Collected data:
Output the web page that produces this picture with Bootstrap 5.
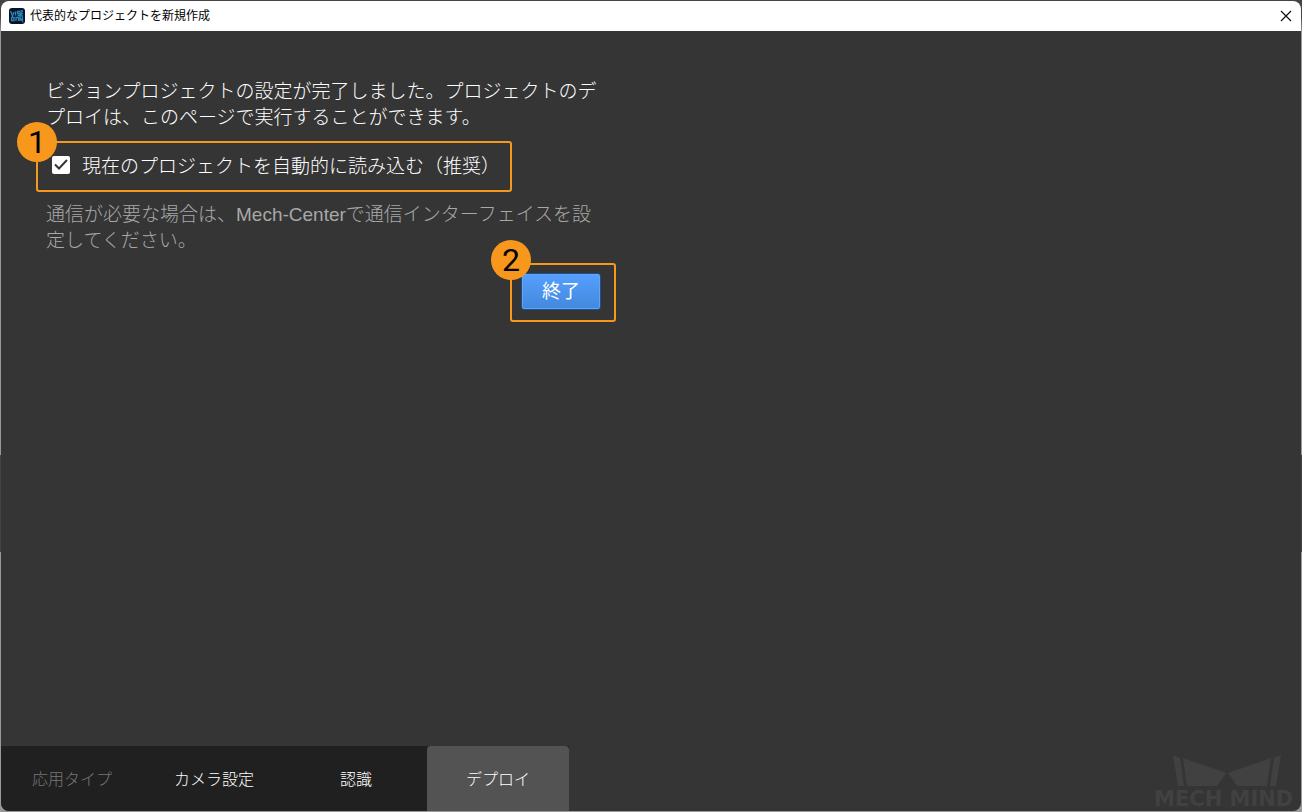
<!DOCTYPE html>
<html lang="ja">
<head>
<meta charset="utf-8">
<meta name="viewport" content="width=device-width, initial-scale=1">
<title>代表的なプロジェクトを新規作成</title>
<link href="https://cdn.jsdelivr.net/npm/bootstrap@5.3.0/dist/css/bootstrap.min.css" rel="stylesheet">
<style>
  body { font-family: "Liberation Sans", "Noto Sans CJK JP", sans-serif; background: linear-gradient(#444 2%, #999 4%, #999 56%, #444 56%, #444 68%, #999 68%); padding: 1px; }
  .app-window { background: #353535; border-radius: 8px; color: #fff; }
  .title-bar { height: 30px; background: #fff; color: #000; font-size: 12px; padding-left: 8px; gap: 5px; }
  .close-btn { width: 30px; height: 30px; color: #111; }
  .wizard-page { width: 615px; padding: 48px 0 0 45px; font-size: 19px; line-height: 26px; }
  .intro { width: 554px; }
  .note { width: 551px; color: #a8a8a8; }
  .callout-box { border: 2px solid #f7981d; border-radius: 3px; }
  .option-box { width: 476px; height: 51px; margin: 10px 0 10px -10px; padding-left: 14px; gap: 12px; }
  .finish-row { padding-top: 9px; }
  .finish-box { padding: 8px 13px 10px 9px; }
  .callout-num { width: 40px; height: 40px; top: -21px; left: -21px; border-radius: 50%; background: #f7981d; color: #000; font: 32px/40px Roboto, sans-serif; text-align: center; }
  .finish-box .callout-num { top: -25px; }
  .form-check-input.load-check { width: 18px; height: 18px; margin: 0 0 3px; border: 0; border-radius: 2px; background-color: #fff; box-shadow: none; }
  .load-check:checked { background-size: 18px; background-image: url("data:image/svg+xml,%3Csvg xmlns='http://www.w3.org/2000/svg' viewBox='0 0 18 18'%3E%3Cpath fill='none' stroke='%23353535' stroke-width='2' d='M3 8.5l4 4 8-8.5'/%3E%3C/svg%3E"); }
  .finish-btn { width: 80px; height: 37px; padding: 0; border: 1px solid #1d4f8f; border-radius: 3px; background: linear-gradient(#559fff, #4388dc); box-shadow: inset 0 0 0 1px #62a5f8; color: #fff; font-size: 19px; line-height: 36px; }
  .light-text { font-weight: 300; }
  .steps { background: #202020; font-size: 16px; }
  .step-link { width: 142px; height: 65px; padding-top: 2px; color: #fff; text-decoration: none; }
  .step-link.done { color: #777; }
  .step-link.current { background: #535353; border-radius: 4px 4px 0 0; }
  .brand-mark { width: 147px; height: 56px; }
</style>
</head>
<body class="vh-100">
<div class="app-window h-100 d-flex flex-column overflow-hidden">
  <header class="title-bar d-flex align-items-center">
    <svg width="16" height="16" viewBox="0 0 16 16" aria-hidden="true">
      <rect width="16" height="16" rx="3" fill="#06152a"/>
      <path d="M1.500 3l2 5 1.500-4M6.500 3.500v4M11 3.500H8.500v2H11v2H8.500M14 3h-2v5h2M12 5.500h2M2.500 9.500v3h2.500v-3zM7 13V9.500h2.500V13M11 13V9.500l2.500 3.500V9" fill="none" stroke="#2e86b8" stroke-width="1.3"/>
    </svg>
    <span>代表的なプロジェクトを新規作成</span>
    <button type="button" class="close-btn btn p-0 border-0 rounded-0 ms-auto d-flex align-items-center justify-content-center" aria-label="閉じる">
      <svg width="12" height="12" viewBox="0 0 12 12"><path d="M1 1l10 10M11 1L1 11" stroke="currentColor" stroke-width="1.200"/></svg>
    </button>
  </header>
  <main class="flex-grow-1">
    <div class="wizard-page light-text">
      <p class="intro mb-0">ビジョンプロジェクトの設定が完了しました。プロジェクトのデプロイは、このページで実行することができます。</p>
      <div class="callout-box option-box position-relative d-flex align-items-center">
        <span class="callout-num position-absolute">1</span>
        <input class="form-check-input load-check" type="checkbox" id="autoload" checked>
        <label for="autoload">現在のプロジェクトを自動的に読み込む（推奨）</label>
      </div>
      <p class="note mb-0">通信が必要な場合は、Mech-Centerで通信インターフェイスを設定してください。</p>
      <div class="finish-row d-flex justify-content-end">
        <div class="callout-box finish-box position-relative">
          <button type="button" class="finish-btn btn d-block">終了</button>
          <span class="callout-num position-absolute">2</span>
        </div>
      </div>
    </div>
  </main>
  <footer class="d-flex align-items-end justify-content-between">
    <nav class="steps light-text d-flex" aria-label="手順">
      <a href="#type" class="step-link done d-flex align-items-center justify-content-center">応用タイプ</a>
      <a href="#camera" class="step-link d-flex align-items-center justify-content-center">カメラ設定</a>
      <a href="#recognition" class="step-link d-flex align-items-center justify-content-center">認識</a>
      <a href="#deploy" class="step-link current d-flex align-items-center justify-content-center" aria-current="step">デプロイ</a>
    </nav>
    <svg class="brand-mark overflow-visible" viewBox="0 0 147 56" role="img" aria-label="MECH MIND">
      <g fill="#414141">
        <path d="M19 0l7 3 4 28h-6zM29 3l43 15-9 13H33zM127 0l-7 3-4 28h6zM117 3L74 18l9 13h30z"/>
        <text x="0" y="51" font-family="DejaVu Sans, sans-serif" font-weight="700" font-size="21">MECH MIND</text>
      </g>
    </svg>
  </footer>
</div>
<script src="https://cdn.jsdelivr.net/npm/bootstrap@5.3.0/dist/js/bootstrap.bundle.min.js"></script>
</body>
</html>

Work to be completed: Are you able to set down all the lines above exactly, without any pictures?

Reply:
Output the web page that produces this picture with Bootstrap 5.
<!DOCTYPE html>
<html lang="ja">
<head>
<meta charset="utf-8">
<meta name="viewport" content="width=device-width, initial-scale=1">
<title>代表的なプロジェクトを新規作成</title>
<link href="https://cdn.jsdelivr.net/npm/bootstrap@5.3.0/dist/css/bootstrap.min.css" rel="stylesheet">
<style>
  body { font-family: "Liberation Sans", "Noto Sans CJK JP", sans-serif; background: linear-gradient(#444 2%, #999 4%, #999 56%, #444 56%, #444 68%, #999 68%); padding: 1px; }
  .app-window { background: #353535; border-radius: 8px; color: #fff; }
  .title-bar { height: 30px; background: #fff; color: #000; font-size: 12px; padding-left: 8px; gap: 5px; }
  .close-btn { width: 30px; height: 30px; color: #111; }
  .wizard-page { width: 615px; padding: 48px 0 0 45px; font-size: 19px; line-height: 26px; }
  .intro { width: 554px; }
  .note { width: 551px; color: #a8a8a8; }
  .callout-box { border: 2px solid #f7981d; border-radius: 3px; }
  .option-box { width: 476px; height: 51px; margin: 10px 0 10px -10px; padding-left: 14px; gap: 12px; }
  .finish-row { padding-top: 9px; }
  .finish-box { padding: 8px 13px 10px 9px; }
  .callout-num { width: 40px; height: 40px; top: -21px; left: -21px; border-radius: 50%; background: #f7981d; color: #000; font: 32px/40px Roboto, sans-serif; text-align: center; }
  .finish-box .callout-num { top: -25px; }
  .form-check-input.load-check { width: 18px; height: 18px; margin: 0 0 3px; border: 0; border-radius: 2px; background-color: #fff; box-shadow: none; }
  .load-check:checked { background-size: 18px; background-image: url("data:image/svg+xml,%3Csvg xmlns='http://www.w3.org/2000/svg' viewBox='0 0 18 18'%3E%3Cpath fill='none' stroke='%23353535' stroke-width='2' d='M3 8.5l4 4 8-8.5'/%3E%3C/svg%3E"); }
  .finish-btn { width: 80px; height: 37px; padding: 0; border: 1px solid #1d4f8f; border-radius: 3px; background: linear-gradient(#559fff, #4388dc); box-shadow: inset 0 0 0 1px #62a5f8; color: #fff; font-size: 19px; line-height: 36px; }
  .light-text { font-weight: 300; }
  .steps { background: #202020; font-size: 16px; }
  .step-link { width: 142px; height: 65px; padding-top: 2px; color: #fff; text-decoration: none; }
  .step-link.done { color: #777; }
  .step-link.current { background: #535353; border-radius: 4px 4px 0 0; }
  .brand-mark { width: 147px; height: 56px; }
</style>
</head>
<body class="vh-100">
<div class="app-window h-100 d-flex flex-column overflow-hidden">
  <header class="title-bar d-flex align-items-center">
    <svg width="16" height="16" viewBox="0 0 16 16" aria-hidden="true">
      <rect width="16" height="16" rx="3" fill="#06152a"/>
      <path d="M1.500 3l2 5 1.500-4M6.500 3.500v4M11 3.500H8.500v2H11v2H8.500M14 3h-2v5h2M12 5.500h2M2.500 9.500v3h2.500v-3zM7 13V9.500h2.500V13M11 13V9.500l2.500 3.500V9" fill="none" stroke="#2e86b8" stroke-width="1.3"/>
    </svg>
    <span>代表的なプロジェクトを新規作成</span>
    <button type="button" class="close-btn btn p-0 border-0 rounded-0 ms-auto d-flex align-items-center justify-content-center" aria-label="閉じる">
      <svg width="12" height="12" viewBox="0 0 12 12"><path d="M1 1l10 10M11 1L1 11" stroke="currentColor" stroke-width="1.200"/></svg>
    </button>
  </header>
  <main class="flex-grow-1">
    <div class="wizard-page light-text">
      <p class="intro mb-0">ビジョンプロジェクトの設定が完了しました。プロジェクトのデプロイは、このページで実行することができます。</p>
      <div class="callout-box option-box position-relative d-flex align-items-center">
        <span class="callout-num position-absolute">1</span>
        <input class="form-check-input load-check" type="checkbox" id="autoload" checked>
        <label for="autoload">現在のプロジェクトを自動的に読み込む（推奨）</label>
      </div>
      <p class="note mb-0">通信が必要な場合は、Mech-Centerで通信インターフェイスを設定してください。</p>
      <div class="finish-row d-flex justify-content-end">
        <div class="callout-box finish-box position-relative">
          <button type="button" class="finish-btn btn d-block">終了</button>
          <span class="callout-num position-absolute">2</span>
        </div>
      </div>
    </div>
  </main>
  <footer class="d-flex align-items-end justify-content-between">
    <nav class="steps light-text d-flex" aria-label="手順">
      <a href="#type" class="step-link done d-flex align-items-center justify-content-center">応用タイプ</a>
      <a href="#camera" class="step-link d-flex align-items-center justify-content-center">カメラ設定</a>
      <a href="#recognition" class="step-link d-flex align-items-center justify-content-center">認識</a>
      <a href="#deploy" class="step-link current d-flex align-items-center justify-content-center" aria-current="step">デプロイ</a>
    </nav>
    <svg class="brand-mark overflow-visible" viewBox="0 0 147 56" role="img" aria-label="MECH MIND">
      <g fill="#414141">
        <path d="M19 0l7 3 4 28h-6zM29 3l43 15-9 13H33zM127 0l-7 3-4 28h6zM117 3L74 18l9 13h30z"/>
        <text x="0" y="51" font-family="DejaVu Sans, sans-serif" font-weight="700" font-size="21">MECH MIND</text>
      </g>
    </svg>
  </footer>
</div>
<script src="https://cdn.jsdelivr.net/npm/bootstrap@5.3.0/dist/js/bootstrap.bundle.min.js"></script>
</body>
</html>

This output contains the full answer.